Hedges soften an assertion, and their function as a euphemism in women's speech in terms of discourse difference. Women are expected to add nasal sounds neyng, neym, ney-e, more frequently than men do in the last syllable. Often, l is often added in women's for female stereotypes and so igeolo (이거로 'this thing') becomes igeollo (이걸로 'this thing') to refer to a lack of confidence and passive construction.

Women use more linguistic markers such as exclamation eomeo (어머 'oh') and eojjeom (어쩜 'what a surprise') than men do in cooperative communication.

Vocabulary
The core of the Korean vocabulary is made up of native Korean words. However, a significant proportion of the vocabulary, especially words that denote abstract ideas, are Sino-Korean words (of Chinese origin). To a much lesser extent, some words have also been borrowed from Mongolian and other languages. More recent loanwords are dominated by English.

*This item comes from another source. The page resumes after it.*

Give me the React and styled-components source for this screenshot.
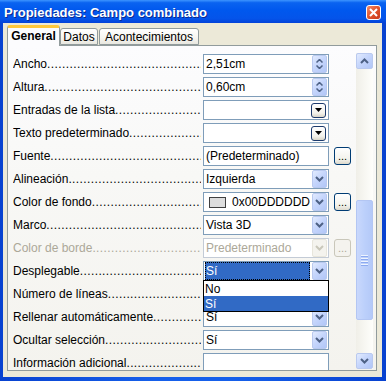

North Korean vocabulary shows a tendency to prefer native Korean over Sino-Korean or foreign borrowings, especially with recent political objectives aimed at eliminating foreign influences on the Korean language in the North. In the early years, the North Korean government tried to eliminate Sino-Korean words. Consequently, South Korean may have several Sino-Korean or foreign borrowings which are not in North Korean.

Sino-Korean 

Sino-Korean vocabulary consists of:
 words directly borrowed from written Chinese, and
 compounds coined in Korea or Japan and read using the Sino-Korean reading of Chinese characters.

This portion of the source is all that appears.